The Zone of Interest: A novel

Image of The Zone of Interest: A novel
Release Date: 
September 30, 2014
Reviewed by: 

“Unfortunately, there are too many horrors in the world, and we have become too numbed by traditional storytelling. We need books like this one to slap us in the face.”

The problem with Martin Amis’s controversial new novel, The Zone of Interest, is not that he dares to write about Auschwitz as a satire of office bureaucracy.

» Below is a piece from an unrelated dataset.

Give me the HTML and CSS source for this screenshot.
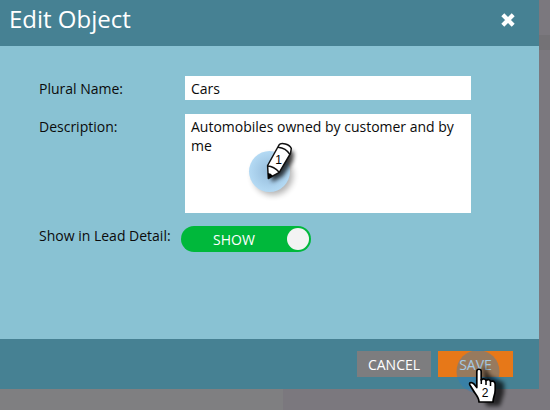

No, the problem is that halfway through the book, Amis wimps out. As though scared of his own icon-bashing, he abruptly switches one of his three narrators, Angelus Thomsen, from an intellectual anti-Semite bothered by the “ridiculous” excesses of the concentration camps, to a standard hero who tries to undermine the vital Nazi effort to make synthetic rubber.

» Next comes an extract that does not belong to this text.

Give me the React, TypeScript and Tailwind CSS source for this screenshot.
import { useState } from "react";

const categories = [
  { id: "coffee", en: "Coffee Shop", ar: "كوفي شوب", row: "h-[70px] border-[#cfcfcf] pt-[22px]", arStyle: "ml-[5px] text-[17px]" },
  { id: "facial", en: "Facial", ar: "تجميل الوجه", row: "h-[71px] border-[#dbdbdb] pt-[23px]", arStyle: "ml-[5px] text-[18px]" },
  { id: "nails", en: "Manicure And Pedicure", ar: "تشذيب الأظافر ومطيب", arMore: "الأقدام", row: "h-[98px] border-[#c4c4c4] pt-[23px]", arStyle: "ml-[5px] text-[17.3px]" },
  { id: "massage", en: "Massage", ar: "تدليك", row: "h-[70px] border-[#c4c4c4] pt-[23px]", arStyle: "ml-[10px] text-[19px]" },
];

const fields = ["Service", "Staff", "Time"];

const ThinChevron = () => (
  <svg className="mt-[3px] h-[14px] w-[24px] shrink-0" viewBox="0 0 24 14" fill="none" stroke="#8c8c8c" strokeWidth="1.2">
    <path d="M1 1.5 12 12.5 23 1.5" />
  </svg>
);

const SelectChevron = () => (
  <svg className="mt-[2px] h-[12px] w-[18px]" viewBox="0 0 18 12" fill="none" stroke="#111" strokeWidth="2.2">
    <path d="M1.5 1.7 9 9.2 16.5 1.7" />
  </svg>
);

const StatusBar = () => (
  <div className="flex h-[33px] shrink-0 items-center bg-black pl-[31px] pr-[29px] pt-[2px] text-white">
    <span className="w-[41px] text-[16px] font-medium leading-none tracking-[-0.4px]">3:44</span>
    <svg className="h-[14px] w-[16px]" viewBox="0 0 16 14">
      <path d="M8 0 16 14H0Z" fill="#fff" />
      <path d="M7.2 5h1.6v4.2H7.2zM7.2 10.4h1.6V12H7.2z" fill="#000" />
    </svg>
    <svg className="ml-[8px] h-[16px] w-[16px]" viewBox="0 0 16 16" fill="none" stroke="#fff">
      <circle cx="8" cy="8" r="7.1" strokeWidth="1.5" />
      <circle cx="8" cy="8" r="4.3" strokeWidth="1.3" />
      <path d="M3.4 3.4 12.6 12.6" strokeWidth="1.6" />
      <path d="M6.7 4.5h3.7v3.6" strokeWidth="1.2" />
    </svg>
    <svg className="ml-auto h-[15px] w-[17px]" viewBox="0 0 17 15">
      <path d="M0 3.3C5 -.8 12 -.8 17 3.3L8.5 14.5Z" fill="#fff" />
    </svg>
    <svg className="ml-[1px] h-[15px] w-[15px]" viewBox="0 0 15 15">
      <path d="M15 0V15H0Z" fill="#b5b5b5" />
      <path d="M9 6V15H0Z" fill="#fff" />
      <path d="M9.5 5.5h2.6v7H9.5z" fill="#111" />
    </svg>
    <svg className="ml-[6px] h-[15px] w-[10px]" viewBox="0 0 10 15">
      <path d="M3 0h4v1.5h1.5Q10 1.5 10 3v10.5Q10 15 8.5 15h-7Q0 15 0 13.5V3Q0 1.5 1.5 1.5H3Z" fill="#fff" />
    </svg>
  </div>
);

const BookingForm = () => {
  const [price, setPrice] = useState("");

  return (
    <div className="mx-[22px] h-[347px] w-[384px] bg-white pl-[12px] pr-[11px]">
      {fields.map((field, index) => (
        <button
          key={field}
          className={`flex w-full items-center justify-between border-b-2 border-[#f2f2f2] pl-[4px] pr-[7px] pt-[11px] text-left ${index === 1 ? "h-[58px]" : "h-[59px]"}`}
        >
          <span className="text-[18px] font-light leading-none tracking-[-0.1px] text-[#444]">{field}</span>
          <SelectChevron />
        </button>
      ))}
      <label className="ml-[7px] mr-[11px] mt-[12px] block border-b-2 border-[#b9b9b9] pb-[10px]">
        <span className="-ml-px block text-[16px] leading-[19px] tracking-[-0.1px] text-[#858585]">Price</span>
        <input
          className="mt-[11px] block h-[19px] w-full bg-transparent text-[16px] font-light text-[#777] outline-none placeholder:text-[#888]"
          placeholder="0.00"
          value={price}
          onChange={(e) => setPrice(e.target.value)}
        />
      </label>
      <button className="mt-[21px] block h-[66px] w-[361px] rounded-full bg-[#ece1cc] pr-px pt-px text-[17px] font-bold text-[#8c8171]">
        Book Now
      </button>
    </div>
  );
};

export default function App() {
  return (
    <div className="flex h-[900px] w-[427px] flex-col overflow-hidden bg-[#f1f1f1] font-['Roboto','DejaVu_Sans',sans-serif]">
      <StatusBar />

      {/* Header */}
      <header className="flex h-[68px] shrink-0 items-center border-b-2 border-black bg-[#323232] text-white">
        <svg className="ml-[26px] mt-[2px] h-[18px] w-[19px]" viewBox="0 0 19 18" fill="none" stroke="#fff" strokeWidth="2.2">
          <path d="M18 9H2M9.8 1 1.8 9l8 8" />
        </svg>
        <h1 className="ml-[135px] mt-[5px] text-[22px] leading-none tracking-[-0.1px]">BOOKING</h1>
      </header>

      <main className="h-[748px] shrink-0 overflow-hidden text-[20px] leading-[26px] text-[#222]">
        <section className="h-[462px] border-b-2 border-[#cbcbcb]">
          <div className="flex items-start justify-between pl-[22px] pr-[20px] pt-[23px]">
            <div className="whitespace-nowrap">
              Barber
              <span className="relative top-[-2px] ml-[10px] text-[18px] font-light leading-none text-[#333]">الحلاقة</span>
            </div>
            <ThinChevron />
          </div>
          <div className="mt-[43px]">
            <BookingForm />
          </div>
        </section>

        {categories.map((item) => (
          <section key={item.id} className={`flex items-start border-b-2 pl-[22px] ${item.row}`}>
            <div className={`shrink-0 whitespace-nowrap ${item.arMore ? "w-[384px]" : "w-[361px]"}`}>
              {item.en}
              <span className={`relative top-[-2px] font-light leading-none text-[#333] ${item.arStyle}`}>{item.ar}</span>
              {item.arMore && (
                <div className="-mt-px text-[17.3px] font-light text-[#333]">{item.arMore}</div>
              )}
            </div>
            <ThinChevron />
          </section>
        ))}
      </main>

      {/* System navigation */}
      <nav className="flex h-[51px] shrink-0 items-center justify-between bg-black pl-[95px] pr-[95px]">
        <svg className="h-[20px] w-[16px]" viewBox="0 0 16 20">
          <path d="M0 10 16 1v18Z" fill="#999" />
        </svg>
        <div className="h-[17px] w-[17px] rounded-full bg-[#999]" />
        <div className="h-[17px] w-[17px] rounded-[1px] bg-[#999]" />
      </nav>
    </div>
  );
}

That’s too bad, because the office-bureaucracy approach is actually far more chilling than any straightforward story.

As another narrator, Paul Doll, the avid Nazi commandant of the fictitious Polish camp Kat-Zet (modeled on Auschwitz), muses after one transport of Jews: “In financial terms, ST 107 was something of a disaster. How do I justify the mobilization of a full Storm (with flamethrowers)? . . . N.B. No gasoline was used, and this must count as an economy, albeit minor.”

Covering mainly the span from August 1942 to May 1943, the novel regularly alternates among the voices of Thomsen, Doll, and Szmulek Zachariasz, a Sonderkommando—one of the Jewish prisoners forced to dispose of the corpses of their fellow murdered Jews.

Thomsen is a supposed nephew of the real-life Martin Bormann, Hitler’s private secretary, with a vaguely defined job as the liaison between Kat-Zet and the nearby Buna-Werke synthetic-rubber factory. At first, he and his longtime friend Boris Eltz—a senior colonel in the elite Waffen-SS who is stationed at Kat-Zet—casually discuss the inefficiencies of wasting German manpower in killing Jews and compare notes on their hoped-for romantic conquests. In Thomsen’s case, the potential conquest is Doll’s wife Hannah.

Meanwhile, Commandant Doll s sanity is eroding, along with Hannah’s friendliness and the German siege of Stalingrad.

Szmul, for his part, is a less original character. He survives day to day, wracked with guilt.

Clearly, Amis—a prizewinning author and veteran satirist who has published more than two dozen books over a 40-year career—is having fun with Doll. The prudish, sexually frustrated commandant sputters as his wife slips off her robe, “revealing her Unterkleid! From Kehle to Oberschenkel her body seemed to be coated in icing sugar, and I could clearly see the outlines of her Brusten, the concavity of her Bauchnabel, and the triangle of her Geschlechtsorgane.” A reader doesn’t have to speak German to get the idea.

So far, so good. But Amis goes too far, turning satire into heavy-handed caricature. Doll is not only a Nazi fanatic who calls Hitler “the Deliverer” and Jewish corpses “pieces,” but he is also a liar, a bully, a coward, and a Peeping Tom who spies on Hannah in the bathroom. The plot becomes so stacked that a reader actually starts feeling sorry for him

Thomsen in his own way also becomes a caricature. Why does he suddenly decide to risk his life by sabotaging the synthetic rubber program, which is vital if Germany is to counter Britain’s access to the natural rubber sources in its empire? Apparently, Thomsen is driven by infatuation with Hannah, but she’s not much of an inspiration. Her main act of rebellion is to sneer at Doll.

Still, these flaws are minor compared to the book’s brilliant, powerful understatement in treating a concentration camp like everyday office life. As well, there are some wonderful set pieces, such as Thomsen’s  genuine affection for his Aunt Gerda, a devoted wife, aunt, mother of nine (aiming for a medal for 10), and Nazi.

The Zone of Interest is not the first work of fiction to look at a Nazi officer as an ordinary family man (consider The Commandant of Lubizec by Patrick Hicks, earlier this year) nor the first to treat Nazi officers as comic figures (the TV show Hogan’s Heroes broke that taboo in the 1960s). Still, this remains dangerous, rarely explored territory. In fact, Amis’s regular German and French publishers both rejected the book.

But those publishers are doing their countries a disservice. Unfortunately, there are too many horrors in the world, and we have become too numbed by traditional storytelling. We need books like this one to slap us in the face.